The English Seminar
organised by the Department of English
The Body's Consciousness in Portrait of a Woman with Sea Urchin
by Dr Abigail Ardelle Zammit
organised by the Department of English
The Body's Consciousness in Portrait of a Woman with Sea Urchin
by Dr Abigail Ardelle Zammit
Thursday 5 May at 18:00
Faculty of Arts Library
Abigail reads a selection of poetry from her latest collection and explains how through its recreation of place, memory and desire, Portrait of a Woman with Sea Urchin has allowed her to explore the relationship between text, body, landscape and coastal geographies.

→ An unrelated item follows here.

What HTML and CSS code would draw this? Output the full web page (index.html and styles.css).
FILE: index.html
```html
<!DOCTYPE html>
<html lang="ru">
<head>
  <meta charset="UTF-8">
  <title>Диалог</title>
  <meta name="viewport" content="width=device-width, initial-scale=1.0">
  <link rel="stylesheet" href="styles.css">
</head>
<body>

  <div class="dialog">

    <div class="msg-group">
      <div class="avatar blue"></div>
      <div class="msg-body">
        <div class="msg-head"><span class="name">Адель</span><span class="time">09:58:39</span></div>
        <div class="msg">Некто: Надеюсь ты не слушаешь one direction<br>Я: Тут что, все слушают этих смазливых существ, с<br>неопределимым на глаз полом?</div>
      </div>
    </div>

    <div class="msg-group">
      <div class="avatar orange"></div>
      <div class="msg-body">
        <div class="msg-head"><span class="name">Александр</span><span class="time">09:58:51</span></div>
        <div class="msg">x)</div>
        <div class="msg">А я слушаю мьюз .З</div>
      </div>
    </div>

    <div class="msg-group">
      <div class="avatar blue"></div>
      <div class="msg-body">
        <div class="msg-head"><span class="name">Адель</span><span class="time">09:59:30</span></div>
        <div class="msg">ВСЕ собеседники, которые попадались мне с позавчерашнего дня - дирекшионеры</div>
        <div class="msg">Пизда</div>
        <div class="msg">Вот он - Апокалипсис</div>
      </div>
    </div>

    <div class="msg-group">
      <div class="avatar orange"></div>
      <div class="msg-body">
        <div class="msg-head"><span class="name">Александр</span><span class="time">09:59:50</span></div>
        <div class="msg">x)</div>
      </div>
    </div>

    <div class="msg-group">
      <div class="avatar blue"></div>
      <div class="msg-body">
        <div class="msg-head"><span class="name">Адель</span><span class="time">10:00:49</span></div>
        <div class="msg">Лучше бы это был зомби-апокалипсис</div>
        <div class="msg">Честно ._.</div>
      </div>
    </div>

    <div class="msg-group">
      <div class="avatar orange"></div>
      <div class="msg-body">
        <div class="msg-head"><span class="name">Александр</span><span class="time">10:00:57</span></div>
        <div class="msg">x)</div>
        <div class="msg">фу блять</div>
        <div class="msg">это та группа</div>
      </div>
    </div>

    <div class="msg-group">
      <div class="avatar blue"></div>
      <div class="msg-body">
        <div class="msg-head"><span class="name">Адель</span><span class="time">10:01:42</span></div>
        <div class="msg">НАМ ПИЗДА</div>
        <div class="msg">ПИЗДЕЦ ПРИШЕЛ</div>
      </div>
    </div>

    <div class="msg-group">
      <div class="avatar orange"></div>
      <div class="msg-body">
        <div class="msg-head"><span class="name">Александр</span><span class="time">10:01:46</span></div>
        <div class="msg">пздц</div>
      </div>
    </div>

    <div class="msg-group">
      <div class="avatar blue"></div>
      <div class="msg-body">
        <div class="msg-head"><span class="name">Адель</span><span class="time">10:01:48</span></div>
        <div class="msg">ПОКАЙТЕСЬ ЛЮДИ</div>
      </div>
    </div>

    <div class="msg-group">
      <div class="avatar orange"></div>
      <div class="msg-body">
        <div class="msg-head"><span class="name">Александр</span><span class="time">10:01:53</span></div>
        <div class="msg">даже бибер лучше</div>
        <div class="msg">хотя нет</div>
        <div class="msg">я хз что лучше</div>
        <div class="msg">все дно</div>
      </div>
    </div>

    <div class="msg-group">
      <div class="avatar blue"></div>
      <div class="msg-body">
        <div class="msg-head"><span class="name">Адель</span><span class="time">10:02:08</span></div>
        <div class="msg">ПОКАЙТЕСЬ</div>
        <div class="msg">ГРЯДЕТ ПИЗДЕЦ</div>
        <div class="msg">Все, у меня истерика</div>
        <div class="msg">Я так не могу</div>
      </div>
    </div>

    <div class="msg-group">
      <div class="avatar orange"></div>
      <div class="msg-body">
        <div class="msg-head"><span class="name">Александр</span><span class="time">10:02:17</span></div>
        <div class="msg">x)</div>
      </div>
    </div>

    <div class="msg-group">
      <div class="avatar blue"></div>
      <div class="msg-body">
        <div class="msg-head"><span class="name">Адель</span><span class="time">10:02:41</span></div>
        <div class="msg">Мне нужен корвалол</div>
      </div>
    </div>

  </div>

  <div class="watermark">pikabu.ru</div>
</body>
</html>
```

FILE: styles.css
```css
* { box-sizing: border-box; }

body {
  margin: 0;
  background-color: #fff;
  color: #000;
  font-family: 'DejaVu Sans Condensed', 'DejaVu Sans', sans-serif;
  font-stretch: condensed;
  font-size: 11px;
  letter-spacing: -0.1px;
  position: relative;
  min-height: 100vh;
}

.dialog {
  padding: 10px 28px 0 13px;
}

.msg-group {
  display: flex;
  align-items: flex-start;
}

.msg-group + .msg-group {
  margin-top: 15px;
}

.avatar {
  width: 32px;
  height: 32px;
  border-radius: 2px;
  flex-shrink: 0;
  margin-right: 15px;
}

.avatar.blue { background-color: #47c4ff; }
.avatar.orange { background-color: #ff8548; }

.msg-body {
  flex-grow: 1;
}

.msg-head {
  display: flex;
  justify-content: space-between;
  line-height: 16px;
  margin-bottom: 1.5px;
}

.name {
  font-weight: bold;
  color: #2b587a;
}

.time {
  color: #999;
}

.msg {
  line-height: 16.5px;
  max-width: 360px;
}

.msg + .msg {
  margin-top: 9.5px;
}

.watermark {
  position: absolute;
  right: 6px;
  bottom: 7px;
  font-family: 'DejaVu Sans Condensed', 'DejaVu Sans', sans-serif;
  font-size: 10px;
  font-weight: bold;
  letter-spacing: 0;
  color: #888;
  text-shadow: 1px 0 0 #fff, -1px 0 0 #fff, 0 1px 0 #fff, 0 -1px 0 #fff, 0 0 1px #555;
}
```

Apart from the place poems, the collection comprises a long sequence that takes its inspiration from World War II as experienced by the Maltese (Rushing up to the Roof during an Air-Raid) and another sequence (You May Touch if You Like), which mostly speaks from the perspective of the Sleeping Lady, a Maltese fertility goddess known also as ‘The Fat Lady’ or ‘The Maltese Venus’. These poems are not nostalgic re-enactments of Paleolithic times but fiercely dramatic voices of the female experience in physical terms, exploring the poetics of body and consciousness.
The archive material from the war sequence coincided with the poet's own sense of self in connection to island cultures, the natural world, and the female imagination. The poems about the coast and the natural world set up the reader’s sense of what Malta and the Maltese people were defending in WWII; the closing poems of Rushing up to the Roof during an Air Raid are consolidated by the goddess poems, which in turn serve to illuminate the female-experience poems that precede them since they both speak frequently to the landscape.
Bio-note
Abigail Ardelle Zammit has been writing poetry since the age of eleven. Although her first verses were in Maltese, she now writes solely in the English language. In 2005 Abigail obtained a Masters in Creative Writing from the University of Lancaster, following which, Voices from the Land of Trees, which takes its inspiration from Guatemala’s violent past, was published by Smokestack (UK, 2007). The poet Graham Mort describes her first collection as “a visceral and moving work. Angry and compassionate, Zammit’s own voice discovers an excoriating yet redemptive timbre, confronting oppression and suffering whilst remaining true to moral complexity and ambivalence.”
In the last few years, Abigail has had poems published in a number of British and Canadian journals including The SHOp, Orbis, Aesthetica, Freefall, Markings, Myslexia (the poem ‘Mġarr, 1940’ was a finalist in a competition judged by Jo Shapcott), Iota, the Peleton anthology as well as the online journals Drunken Boat, Ink, Sweat and Tears, Atelier and Golden Walkman. In 2013 Abigail won the Alan Sillitoe Poetry competition judged by George Szirtes. Two years later, the poem 'Sleeping Woman, Jilted' was longlisted in the Montreal International Poetry Competition.
Most recently, Abigail won second prize in the Sentinel (UK) Poetry Book Competition and consequently, her second collection, Portrait of a Woman with Sea Urchin was published and launched in London in December 2015. The judges Andy Willoughby and Bob Beagrie described Portrait of a Woman with Sea Urchin as “a sensual and passionate collection” which “makes the language sing. The poet shows a keen eye for focused detail that moves beyond mere picture-making into layers of symbolism and metamorphosis. Abigail A. Zammit displays a capacity for speaking through masks, shifting personae without losing a coherent sense of voice.”
Abigail holds a Ph.D. in Creative Writing (Lancaster, UK), is a lecturer in English at the G.F. Abela Junior College and Visiting Lecturer in Creative Writing at the University of Malta. She has had workshops with various British poets and in October 2015, she participated in a British Council project called ‘Walking Cities’ with the Next Generation Poet Hannah Lowe.